> [Exercise instructions] Quote every line of the data below as it stands, omitting pictures.

--------------------------------------------------

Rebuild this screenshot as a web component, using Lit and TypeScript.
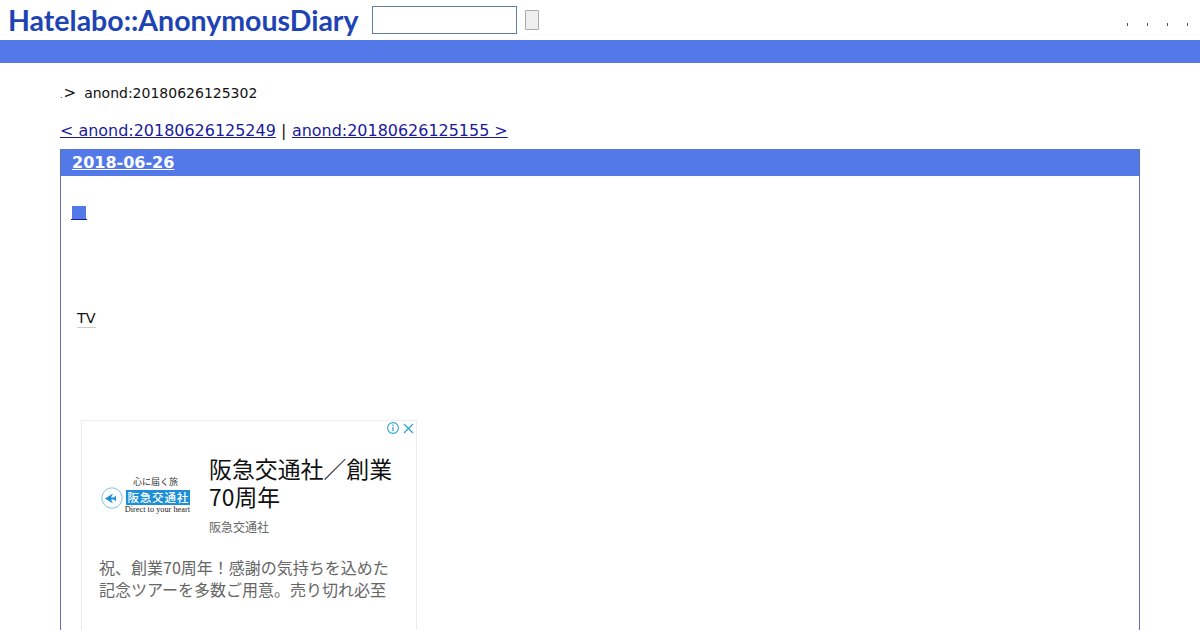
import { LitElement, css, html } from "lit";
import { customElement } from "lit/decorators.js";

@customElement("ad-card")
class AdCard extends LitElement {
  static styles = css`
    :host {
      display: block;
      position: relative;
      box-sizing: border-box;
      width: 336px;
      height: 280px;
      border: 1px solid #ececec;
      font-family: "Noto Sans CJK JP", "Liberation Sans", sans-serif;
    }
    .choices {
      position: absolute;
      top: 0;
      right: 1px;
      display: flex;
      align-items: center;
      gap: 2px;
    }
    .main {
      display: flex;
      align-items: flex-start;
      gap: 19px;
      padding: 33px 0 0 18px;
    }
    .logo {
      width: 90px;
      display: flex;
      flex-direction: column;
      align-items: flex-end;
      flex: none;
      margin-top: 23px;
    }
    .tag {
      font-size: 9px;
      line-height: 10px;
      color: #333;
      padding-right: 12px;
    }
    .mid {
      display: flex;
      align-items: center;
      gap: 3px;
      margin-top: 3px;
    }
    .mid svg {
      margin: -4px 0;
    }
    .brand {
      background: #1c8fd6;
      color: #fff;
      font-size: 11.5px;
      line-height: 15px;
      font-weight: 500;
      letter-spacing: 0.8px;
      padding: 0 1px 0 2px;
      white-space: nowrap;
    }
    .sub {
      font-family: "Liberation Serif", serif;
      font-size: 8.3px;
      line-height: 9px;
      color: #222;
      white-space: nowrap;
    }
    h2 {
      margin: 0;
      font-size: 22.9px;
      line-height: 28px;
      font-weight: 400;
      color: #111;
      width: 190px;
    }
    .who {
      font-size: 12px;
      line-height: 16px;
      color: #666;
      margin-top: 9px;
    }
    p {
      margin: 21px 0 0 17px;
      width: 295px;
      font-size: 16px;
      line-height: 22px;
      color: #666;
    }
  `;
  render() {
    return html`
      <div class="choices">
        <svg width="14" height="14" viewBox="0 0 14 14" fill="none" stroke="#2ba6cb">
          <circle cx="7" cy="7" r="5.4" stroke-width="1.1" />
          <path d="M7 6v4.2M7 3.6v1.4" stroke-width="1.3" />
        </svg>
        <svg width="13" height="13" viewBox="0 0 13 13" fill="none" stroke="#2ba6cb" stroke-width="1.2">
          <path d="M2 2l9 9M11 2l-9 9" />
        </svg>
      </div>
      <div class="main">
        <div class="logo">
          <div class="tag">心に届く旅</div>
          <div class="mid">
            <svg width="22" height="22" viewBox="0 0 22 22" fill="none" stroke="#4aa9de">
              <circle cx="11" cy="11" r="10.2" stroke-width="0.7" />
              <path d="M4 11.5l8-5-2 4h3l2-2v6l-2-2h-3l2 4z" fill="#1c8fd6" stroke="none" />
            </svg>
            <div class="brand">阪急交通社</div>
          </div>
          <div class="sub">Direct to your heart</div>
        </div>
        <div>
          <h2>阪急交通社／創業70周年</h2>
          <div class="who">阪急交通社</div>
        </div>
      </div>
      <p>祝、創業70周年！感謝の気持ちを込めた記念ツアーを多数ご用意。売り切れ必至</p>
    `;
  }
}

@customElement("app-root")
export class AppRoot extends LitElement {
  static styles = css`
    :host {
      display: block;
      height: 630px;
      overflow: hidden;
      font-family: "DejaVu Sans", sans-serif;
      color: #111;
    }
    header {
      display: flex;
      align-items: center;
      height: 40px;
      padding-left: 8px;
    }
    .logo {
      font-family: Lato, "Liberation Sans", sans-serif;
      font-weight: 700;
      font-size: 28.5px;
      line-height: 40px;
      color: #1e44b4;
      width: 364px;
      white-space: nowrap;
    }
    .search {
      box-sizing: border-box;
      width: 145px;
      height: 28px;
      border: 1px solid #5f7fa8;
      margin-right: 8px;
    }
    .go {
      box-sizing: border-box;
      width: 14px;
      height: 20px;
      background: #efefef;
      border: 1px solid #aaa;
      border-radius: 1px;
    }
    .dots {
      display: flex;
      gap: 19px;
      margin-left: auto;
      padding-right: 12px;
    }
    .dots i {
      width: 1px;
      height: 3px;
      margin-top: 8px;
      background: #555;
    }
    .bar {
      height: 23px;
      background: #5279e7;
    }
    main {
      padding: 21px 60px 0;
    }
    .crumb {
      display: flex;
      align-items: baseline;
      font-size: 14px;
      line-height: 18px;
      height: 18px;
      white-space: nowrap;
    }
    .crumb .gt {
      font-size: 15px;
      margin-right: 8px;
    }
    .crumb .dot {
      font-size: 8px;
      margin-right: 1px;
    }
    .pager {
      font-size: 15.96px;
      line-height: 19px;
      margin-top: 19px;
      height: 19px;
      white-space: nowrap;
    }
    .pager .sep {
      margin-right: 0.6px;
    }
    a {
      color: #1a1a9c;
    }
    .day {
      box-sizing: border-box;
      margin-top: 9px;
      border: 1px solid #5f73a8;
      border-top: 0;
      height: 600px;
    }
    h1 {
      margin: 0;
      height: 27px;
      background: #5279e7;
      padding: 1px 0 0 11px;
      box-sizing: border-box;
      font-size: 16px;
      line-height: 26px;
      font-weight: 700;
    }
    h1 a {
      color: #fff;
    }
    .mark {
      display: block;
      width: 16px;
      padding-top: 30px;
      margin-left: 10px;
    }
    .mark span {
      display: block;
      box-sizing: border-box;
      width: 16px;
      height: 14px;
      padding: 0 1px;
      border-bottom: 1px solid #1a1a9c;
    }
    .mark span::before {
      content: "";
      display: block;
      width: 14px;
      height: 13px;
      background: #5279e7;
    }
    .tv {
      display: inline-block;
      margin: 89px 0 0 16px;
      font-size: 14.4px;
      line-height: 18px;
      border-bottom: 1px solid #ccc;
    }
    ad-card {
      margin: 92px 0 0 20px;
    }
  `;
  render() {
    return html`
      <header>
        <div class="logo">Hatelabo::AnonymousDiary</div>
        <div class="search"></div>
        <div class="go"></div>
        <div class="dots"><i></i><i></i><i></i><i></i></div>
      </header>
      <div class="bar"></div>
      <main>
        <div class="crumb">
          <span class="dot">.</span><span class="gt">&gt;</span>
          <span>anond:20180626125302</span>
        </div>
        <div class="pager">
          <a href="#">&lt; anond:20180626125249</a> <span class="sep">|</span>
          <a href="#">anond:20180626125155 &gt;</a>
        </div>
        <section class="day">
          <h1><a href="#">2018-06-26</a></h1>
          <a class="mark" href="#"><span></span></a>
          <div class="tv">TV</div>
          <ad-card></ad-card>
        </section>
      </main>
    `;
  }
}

--------------------------------------------------

> [Written answer]
Rebuild this screenshot as a web component, using Lit and TypeScript.
import { LitElement, css, html } from "lit";
import { customElement } from "lit/decorators.js";

@customElement("ad-card")
class AdCard extends LitElement {
  static styles = css`
    :host {
      display: block;
      position: relative;
      box-sizing: border-box;
      width: 336px;
      height: 280px;
      border: 1px solid #ececec;
      font-family: "Noto Sans CJK JP", "Liberation Sans", sans-serif;
    }
    .choices {
      position: absolute;
      top: 0;
      right: 1px;
      display: flex;
      align-items: center;
      gap: 2px;
    }
    .main {
      display: flex;
      align-items: flex-start;
      gap: 19px;
      padding: 33px 0 0 18px;
    }
    .logo {
      width: 90px;
      display: flex;
      flex-direction: column;
      align-items: flex-end;
      flex: none;
      margin-top: 23px;
    }
    .tag {
      font-size: 9px;
      line-height: 10px;
      color: #333;
      padding-right: 12px;
    }
    .mid {
      display: flex;
      align-items: center;
      gap: 3px;
      margin-top: 3px;
    }
    .mid svg {
      margin: -4px 0;
    }
    .brand {
      background: #1c8fd6;
      color: #fff;
      font-size: 11.5px;
      line-height: 15px;
      font-weight: 500;
      letter-spacing: 0.8px;
      padding: 0 1px 0 2px;
      white-space: nowrap;
    }
    .sub {
      font-family: "Liberation Serif", serif;
      font-size: 8.3px;
      line-height: 9px;
      color: #222;
      white-space: nowrap;
    }
    h2 {
      margin: 0;
      font-size: 22.9px;
      line-height: 28px;
      font-weight: 400;
      color: #111;
      width: 190px;
    }
    .who {
      font-size: 12px;
      line-height: 16px;
      color: #666;
      margin-top: 9px;
    }
    p {
      margin: 21px 0 0 17px;
      width: 295px;
      font-size: 16px;
      line-height: 22px;
      color: #666;
    }
  `;
  render() {
    return html`
      <div class="choices">
        <svg width="14" height="14" viewBox="0 0 14 14" fill="none" stroke="#2ba6cb">
          <circle cx="7" cy="7" r="5.4" stroke-width="1.1" />
          <path d="M7 6v4.2M7 3.6v1.4" stroke-width="1.3" />
        </svg>
        <svg width="13" height="13" viewBox="0 0 13 13" fill="none" stroke="#2ba6cb" stroke-width="1.2">
          <path d="M2 2l9 9M11 2l-9 9" />
        </svg>
      </div>
      <div class="main">
        <div class="logo">
          <div class="tag">心に届く旅</div>
          <div class="mid">
            <svg width="22" height="22" viewBox="0 0 22 22" fill="none" stroke="#4aa9de">
              <circle cx="11" cy="11" r="10.2" stroke-width="0.7" />
              <path d="M4 11.5l8-5-2 4h3l2-2v6l-2-2h-3l2 4z" fill="#1c8fd6" stroke="none" />
            </svg>
            <div class="brand">阪急交通社</div>
          </div>
          <div class="sub">Direct to your heart</div>
        </div>
        <div>
          <h2>阪急交通社／創業70周年</h2>
          <div class="who">阪急交通社</div>
        </div>
      </div>
      <p>祝、創業70周年！感謝の気持ちを込めた記念ツアーを多数ご用意。売り切れ必至</p>
    `;
  }
}

@customElement("app-root")
export class AppRoot extends LitElement {
  static styles = css`
    :host {
      display: block;
      height: 630px;
      overflow: hidden;
      font-family: "DejaVu Sans", sans-serif;
      color: #111;
    }
    header {
      display: flex;
      align-items: center;
      height: 40px;
      padding-left: 8px;
    }
    .logo {
      font-family: Lato, "Liberation Sans", sans-serif;
      font-weight: 700;
      font-size: 28.5px;
      line-height: 40px;
      color: #1e44b4;
      width: 364px;
      white-space: nowrap;
    }
    .search {
      box-sizing: border-box;
      width: 145px;
      height: 28px;
      border: 1px solid #5f7fa8;
      margin-right: 8px;
    }
    .go {
      box-sizing: border-box;
      width: 14px;
      height: 20px;
      background: #efefef;
      border: 1px solid #aaa;
      border-radius: 1px;
    }
    .dots {
      display: flex;
      gap: 19px;
      margin-left: auto;
      padding-right: 12px;
    }
    .dots i {
      width: 1px;
      height: 3px;
      margin-top: 8px;
      background: #555;
    }
    .bar {
      height: 23px;
      background: #5279e7;
    }
    main {
      padding: 21px 60px 0;
    }
    .crumb {
      display: flex;
      align-items: baseline;
      font-size: 14px;
      line-height: 18px;
      height: 18px;
      white-space: nowrap;
    }
    .crumb .gt {
      font-size: 15px;
      margin-right: 8px;
    }
    .crumb .dot {
      font-size: 8px;
      margin-right: 1px;
    }
    .pager {
      font-size: 15.96px;
      line-height: 19px;
      margin-top: 19px;
      height: 19px;
      white-space: nowrap;
    }
    .pager .sep {
      margin-right: 0.6px;
    }
    a {
      color: #1a1a9c;
    }
    .day {
      box-sizing: border-box;
      margin-top: 9px;
      border: 1px solid #5f73a8;
      border-top: 0;
      height: 600px;
    }
    h1 {
      margin: 0;
      height: 27px;
      background: #5279e7;
      padding: 1px 0 0 11px;
      box-sizing: border-box;
      font-size: 16px;
      line-height: 26px;
      font-weight: 700;
    }
    h1 a {
      color: #fff;
    }
    .mark {
      display: block;
      width: 16px;
      padding-top: 30px;
      margin-left: 10px;
    }
    .mark span {
      display: block;
      box-sizing: border-box;
      width: 16px;
      height: 14px;
      padding: 0 1px;
      border-bottom: 1px solid #1a1a9c;
    }
    .mark span::before {
      content: "";
      display: block;
      width: 14px;
      height: 13px;
      background: #5279e7;
    }
    .tv {
      display: inline-block;
      margin: 89px 0 0 16px;
      font-size: 14.4px;
      line-height: 18px;
      border-bottom: 1px solid #ccc;
    }
    ad-card {
      margin: 92px 0 0 20px;
    }
  `;
  render() {
    return html`
      <header>
        <div class="logo">Hatelabo::AnonymousDiary</div>
        <div class="search"></div>
        <div class="go"></div>
        <div class="dots"><i></i><i></i><i></i><i></i></div>
      </header>
      <div class="bar"></div>
      <main>
        <div class="crumb">
          <span class="dot">.</span><span class="gt">&gt;</span>
          <span>anond:20180626125302</span>
        </div>
        <div class="pager">
          <a href="#">&lt; anond:20180626125249</a> <span class="sep">|</span>
          <a href="#">anond:20180626125155 &gt;</a>
        </div>
        <section class="day">
          <h1><a href="#">2018-06-26</a></h1>
          <a class="mark" href="#"><span></span></a>
          <div class="tv">TV</div>
          <ad-card></ad-card>
        </section>
      </main>
    `;
  }
}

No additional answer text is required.